Be sure to share your delicious creations on Moon Valley’s private Facebook group or by tagging on instagram @moonvalleyfarm & @twinbearsbakery

Ingredients: Organic Flour, Filtered Water, Muesli (Rolled Wheat, Dates, Sunflower Seeds, Pumpkin Seeds, Raisins [Raisins, Sunflower Oil], Whole Grain Rye, Barley, Whole Grain Oats, Whole Grain Triticale [wheat], Almonds, Flaxseed, Walnuts), JQ Dickinson Salt (WV local)
Flour Blend:
80% King Arthur Select Artisan (Organic)
10% Migrash Farms Whole Wheat (MD Local)
10% Arbuzzi Rye (MD Local)

Allergy warning: Our bread may contain trace amounts of peanuts, tree nuts, olive pits and/or seeds.



Q: What is the best way to store fresh bread?
A: We get this question a lot! We use a few very simple strategies to preserve fresh bread.
The best option we have found is a good quality bread box. it will keep your loaf enjoyable for up to a week!
After cutting the bread keep it cut side down on a cutting board. The crust naturally forms a defense against moisture loss and damage from oxygen. Keeping the cut side covered and allowing the crust to stay dry and open to the air will keep your loaf enjoyable for up to 3 days.
Cut and freeze. If you plan to keep the bread for longer than a few days,cutting and freezing is a great option. Cut thick slices and wrap them individually. You can take them right out of the freezer and pop them into a toaster or oven. The bread comes out tasting like a fresh cut loaf!

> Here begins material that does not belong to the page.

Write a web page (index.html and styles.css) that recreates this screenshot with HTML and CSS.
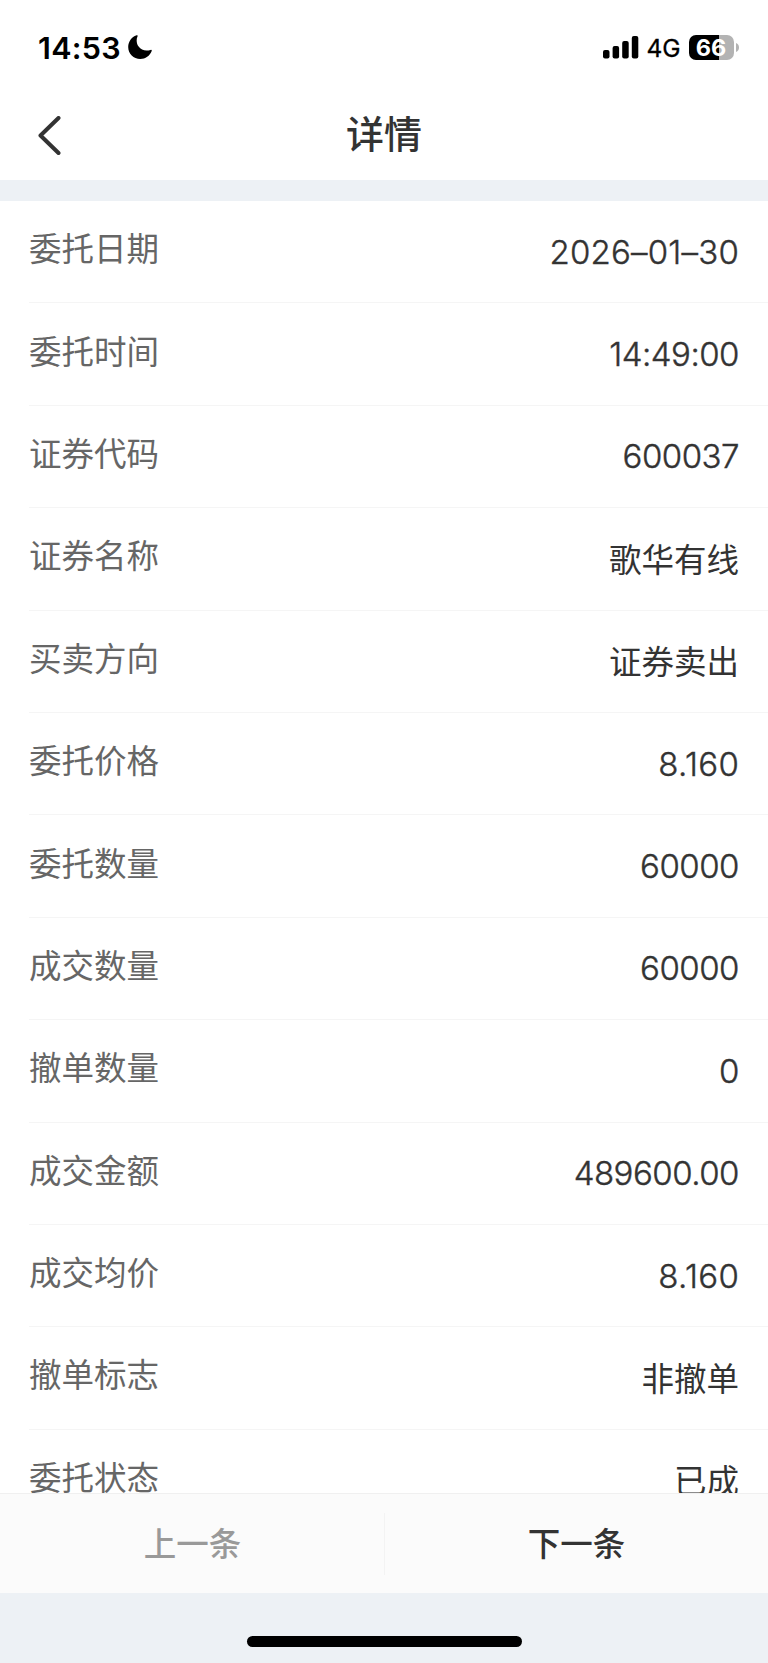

Q: What can I do with bread that is past its prime?
A: There are many options, but here are some of our favorites:
Revive a slightly stale loaf by running it under water for about 15 seconds and then baking in the oven until it is warm throughout. You can only use this trick on the loaf once, but it makes it almost like new!
Crostini – Slice the bread thinly (roughly ⅛ inch thick) and bake at 400° until crispy. Brushing with olive oil is optional. Enjoy the crostini with any toppings including hummus or baba ganoush.
Croutons – Cube the bread and toss in olive oil and salt. Garlic powder is optional. Bake at 375° until crispy. Enjoy on salad or in soup, but you may find that the croutons disappear before they make it to a dish!